For Dirac neutrinos we refer to \cite{Voloshin:ty,VVoloshin:ty}.

Independently the same mechanism allows us to calculate the rate of
Higgs decay into two light neutrinos. 
In the case where heavy--light mixing
is neglected the decay rate of the 1--doublet Higgs scalar to all three light neutrino flavours,
denoted by $\zeta =1,2,3$, is determined and proportional to
the square of their masses.

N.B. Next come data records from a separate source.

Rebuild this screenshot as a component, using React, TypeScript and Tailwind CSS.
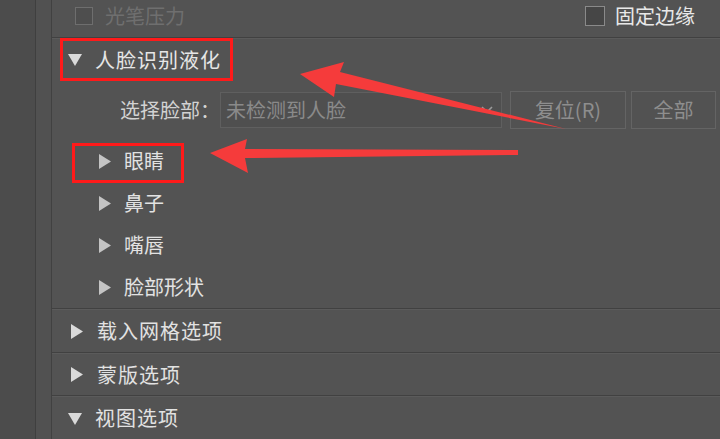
import React from "react";

const font = { fontFamily: '"Noto Sans CJK SC", "Noto Sans", sans-serif' };

function Tri({ open, dim }: { open?: boolean; dim?: boolean }) {
  const fill = dim ? "#c4c4c4" : "#dadada";
  return (
    <svg width="14" height="15" viewBox="0 0 14 15" className="shrink-0">
      {open ? (
        <polygon points="0,2 14,2 7,14" fill={fill} />
      ) : (
        <polygon points="1,0 13,7.5 1,15" fill={fill} />
      )}
    </svg>
  );
}

function Divider() {
  return (
    <div className="w-full">
      <div className="h-px bg-[#414141]" />
      <div className="h-px bg-[#5b5b5b]" />
    </div>
  );
}

const faceParts = ["眼睛", "鼻子", "嘴唇", "脸部形状"];

export default function App() {
  return (
    <div
      className="relative w-[720px] h-[439px] overflow-hidden flex bg-[#535353] text-[20px] leading-none"
      style={font}
    >
      {/* left strips */}
      <div className="w-[35px] bg-[#4c4c4c]" />
      <div className="w-px bg-[#3f3f3f]" />
      <div className="w-[15px] bg-[#515151]" />
      <div className="w-px bg-[#414141]" />

      {/* panel */}
      <div className="flex-1 flex flex-col">
        <div className="h-[37px] flex items-center pl-[23px] pr-[25px] pb-[5px]">
          <div className="w-[18px] h-[18px] border border-[#6e6e6e] bg-[#4e4e4e]" />
          <span className="ml-[12px] text-[#6f6f6f]">光笔压力</span>
          <div className="flex-1" />
          <div className="w-[20px] h-[20px] border border-[#8a8a8a] bg-[#464646]" />
          <span className="ml-[10px] text-[#e8e8e8]">固定边缘</span>
        </div>
        <Divider />

        {/* face-aware liquify */}
        <div className="h-[43px] flex items-center pl-[16px] gap-[13px] text-[#e6e6e6]">
          <Tri open />
          <span className="tracking-[1px]">人脸识别液化</span>
        </div>
        <div className="mt-[10px] h-[37px] flex items-center">
          <span className="w-[168px] text-right text-[#d2d2d2]">选择脸部：</span>
          <div className="w-[282px] h-[36px] flex items-center border border-[#5f5f5f] bg-[#4f4f4f] pl-[5px] pr-[8px] text-[#8a8a8a]">
            <span className="flex-1">未检测到人脸</span>
            <svg width="12" height="8" viewBox="0 0 12 8">
              <polyline points="1,1 6,6 11,1" fill="none" stroke="#9a9a9a" strokeWidth="1.6" />
            </svg>
          </div>
          <div className="ml-[8px] w-[116px] h-[38px] border border-[#646464] bg-[#525252] flex items-center justify-center text-[#8e8e8e]">
            复位(R)
          </div>
          <div className="ml-[5px] w-[85px] h-[38px] border border-[#646464] bg-[#525252] flex items-center justify-center text-[#8e8e8e]">
            全部
          </div>
        </div>
        <div className="mt-[12px] flex flex-col">
          {faceParts.map((p) => (
            <div key={p} className="h-[42px] flex items-center pl-[46px] gap-[12px] text-[#e2e2e2]">
              <Tri dim />
              <span>{p}</span>
            </div>
          ))}
        </div>
        <Divider />

        <div className="h-[42px] flex items-center pl-[18px] gap-[13px] text-[#e2e2e2]">
          <Tri />
          <span className="tracking-[1px]">载入网格选项</span>
        </div>
        <Divider />
        <div className="h-[42px] flex items-center pl-[18px] gap-[13px] text-[#e2e2e2]">
          <Tri />
          <span className="tracking-[1px]">蒙版选项</span>
        </div>
        <Divider />
        <div className="h-[42px] flex items-center pl-[16px] gap-[13px] text-[#e2e2e2]">
          <Tri open />
          <span className="tracking-[1px]">视图选项</span>
        </div>
      </div>

      {/* annotations */}
      <div className="absolute left-[60px] top-[38px] w-[173px] h-[43px] border-[3px] border-[#ff1a1a]" />
      <div className="absolute left-[72px] top-[143px] w-[112px] h-[40px] border-[3px] border-[#ff1a1a]" />
      <svg className="absolute left-0 top-0" width="720" height="439" viewBox="0 0 720 439">
        <polygon points="300,74 344,62 340,72 566,129 336,84 334,97" fill="#f53b3b" />
        <polygon points="210,153 247,139 245,149 518,150 518,155 245,158 248,173" fill="#f53b3b" />
      </svg>
    </div>
  );
}
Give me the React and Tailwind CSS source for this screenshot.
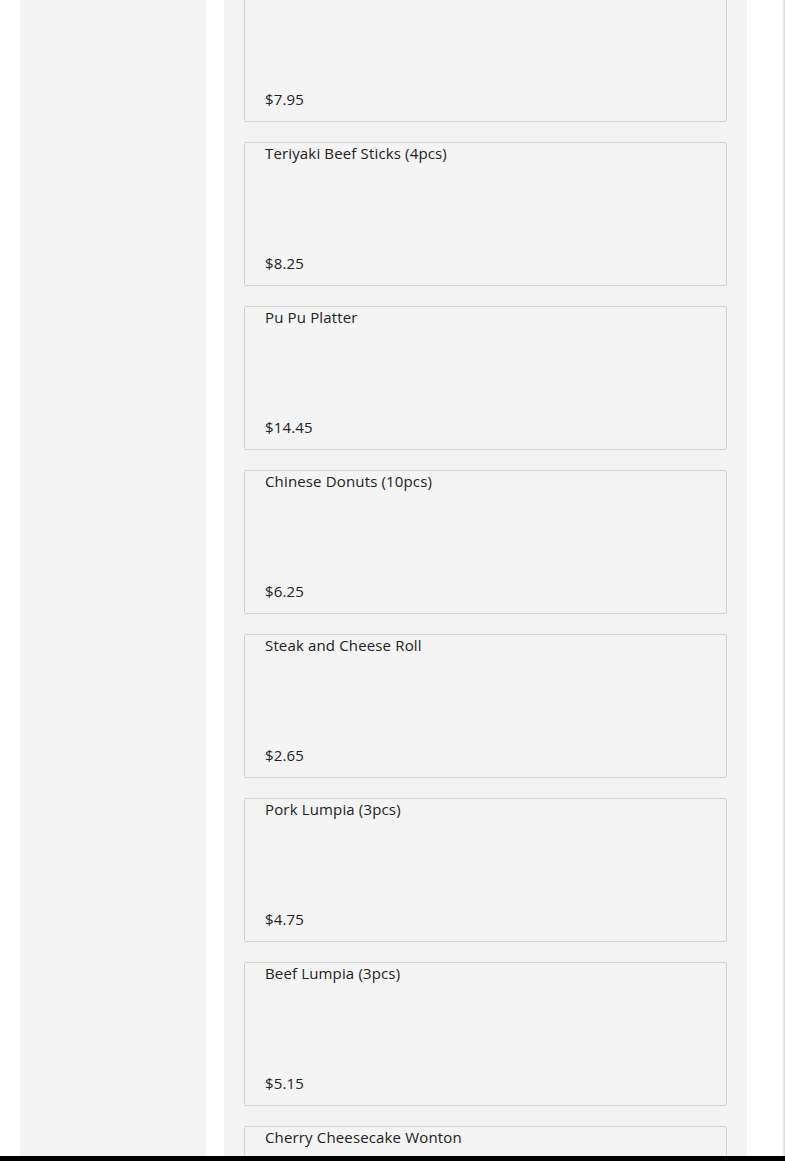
const items = [
  { name: "Crab Rangoon (6pcs)", price: "$7.95" },
  { name: "Teriyaki Beef Sticks (4pcs)", price: "$8.25" },
  { name: "Pu Pu Platter", price: "$14.45" },
  { name: "Chinese Donuts (10pcs)", price: "$6.25" },
  { name: "Steak and Cheese Roll", price: "$2.65" },
  { name: "Pork Lumpia (3pcs)", price: "$4.75" },
  { name: "Beef Lumpia (3pcs)", price: "$5.15" },
  { name: "Cherry Cheesecake Wonton", price: "$3.95" },
];

const MenuCard = ({ name, price }) => (
  <div className="h-[144px] flex flex-col justify-between bg-[#f4f4f4] border border-[#d2d2d2] rounded-[2px] px-5 pt-0 pb-[12px]">
    <p className="text-[15px] leading-[20px] tracking-[0.15px] text-[#222]">{name}</p>
    <p className="text-[15px] leading-[20px] tracking-[0.15px] text-[#222]">{price}</p>
  </div>
);

const App = () => {
  return (
    <div
      className="h-[1161px] overflow-hidden bg-white"
      style={{ fontFamily: '"Open Sans", "Liberation Sans", sans-serif' }}
    >
      <div className="flex gap-[18px] pl-5 pr-[38px]">
        <aside className="w-[186px] shrink-0 h-[1300px] bg-[#f4f4f4]"></aside>
        <main className="flex-1 bg-[#f4f4f4] px-5">
          <div className="flex flex-col gap-5 -mt-[22px]">
            {items.map((item) => (
              <MenuCard key={item.name} {...item} />
            ))}
          </div>
        </main>
      </div>
      <div className="fixed top-0 right-0 h-full w-[3px] bg-gradient-to-r from-white to-[#d8d8d8]"></div>
      <div className="fixed bottom-0 left-0 w-full h-[5px] bg-black"></div>
    </div>
  );
};

export default App;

The relevant ratio of rates is 
\begin{eqnarray}
\frac{\Gamma\left(H\rightarrow (\nu\bar\nu)_{\zeta}\right)}{\Gamma\left(H\rightarrow \tau^+\tau^-\right)}\;
\sim \; 3\times 10^{-23}\,[{|m_{\zeta}|}/{10^{-2}\,\rm eV}]^2.
\label{2ch}
\end{eqnarray}

The neutrino dipole moments (\ref{2b}) violate lepton number by $\pm2$ and for 
complex neutrino mass matrix violate independently CP.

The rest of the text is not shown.